Alexander von Humboldt betrat vor 200 Jahren den Boden der Neuen Welt

Den so anstelligen Indianer hätte Alexander von Humboldt in Dienst nehmen wollen. Doch wie befremdet war der preußische Weltmann, als er ihn sagen hörte, seine Verwandten äßen vom Menschen die Handflächen am liebsten. „Und bei diesem Ausspruch äußerte er durch Gebärden seine wilde Lust.“ Der Forschungsreisende hat zwar nicht wie noch sein Jugendfreund Georg Forster die Menschenfresserei mit eigenen Augen gesehen, doch war sie für ihn wie für jeden Europäer das abscheulichste Beispiel unauflösbarer Fremdartigkeit.

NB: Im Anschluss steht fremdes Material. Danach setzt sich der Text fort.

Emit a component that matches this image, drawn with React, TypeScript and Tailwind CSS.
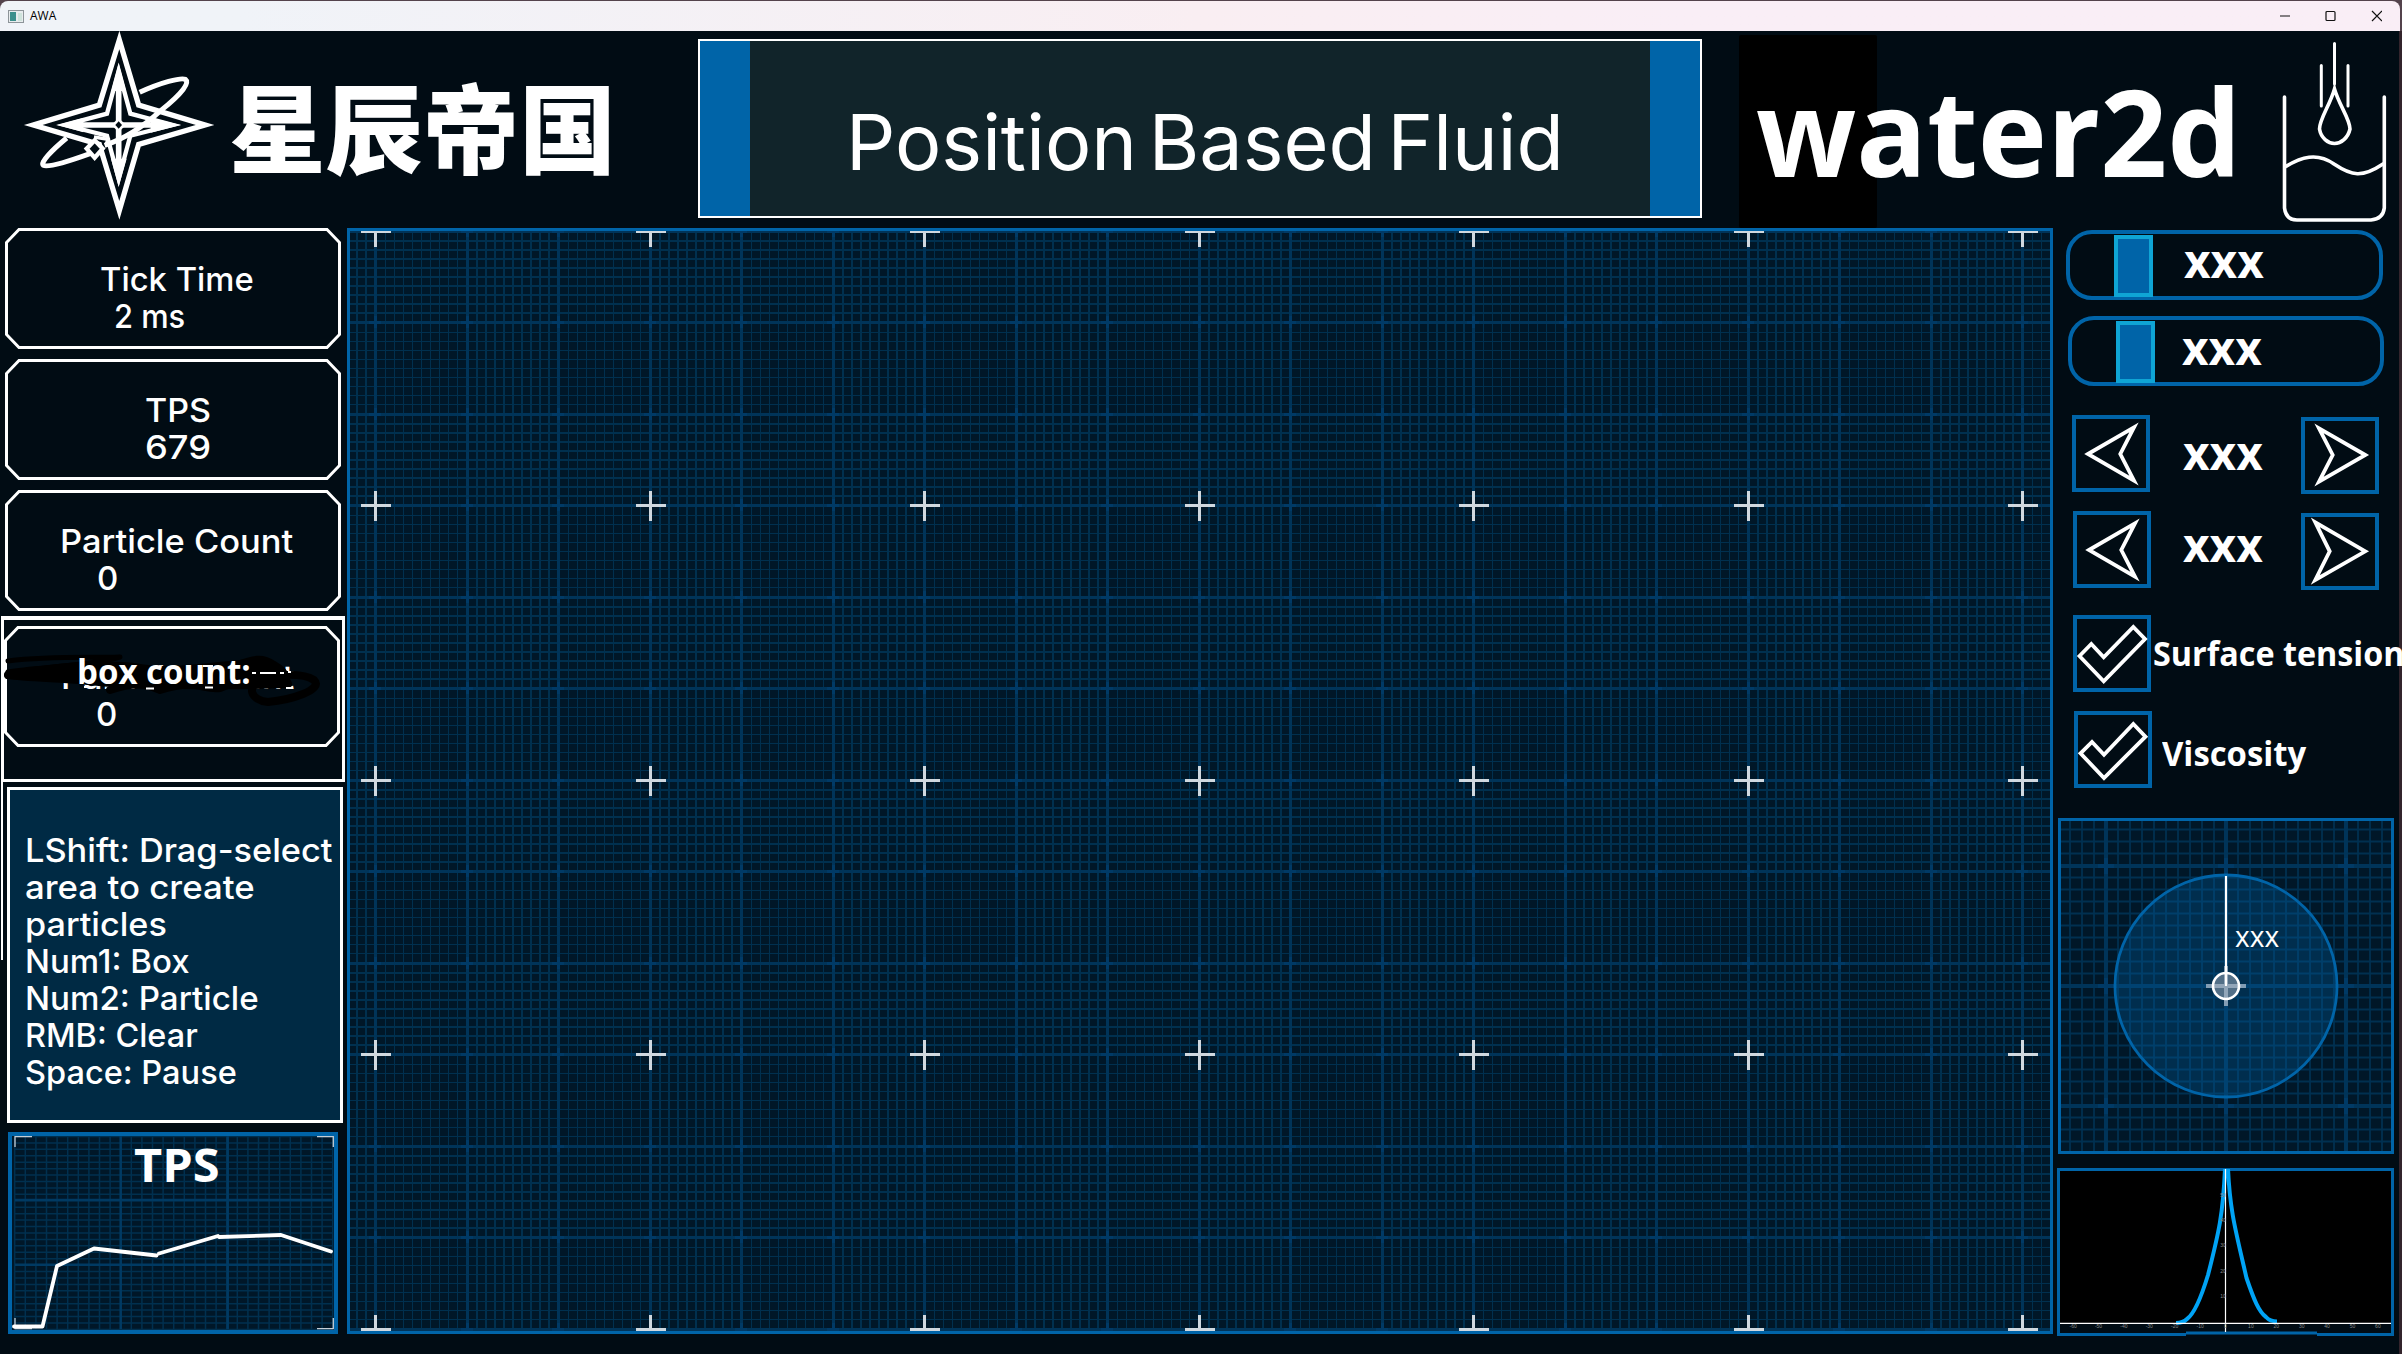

Christoph Kolumbus, der nie Augenzeuge geworden war, hatte der Ungeheuerlichkeit keinen Glauben geschenkt. „Aber der Admiral glaubte ihnen nicht“, lesen wir in seinem berühmten Tagebuch. Amerigo Vespucci sah gesalzenes Menschenfleisch wie Schinken an Balken hängen. Er schrieb um 1500 über die Leute aus Caniba: „Sie sind unmenschlich, schlimmer als Tiere.“ Die Konquistadoren rotteten dann nicht nur die menschenfressenden Kariben, sondern Millionen von Indios aus. „Ihre grimmigen Jagdhunde fingen die Indianer wie wilde Schweine“, schrieb 1552 der Dominikaner Las Casas, der 40 Jahre in Südamerika verbrachte.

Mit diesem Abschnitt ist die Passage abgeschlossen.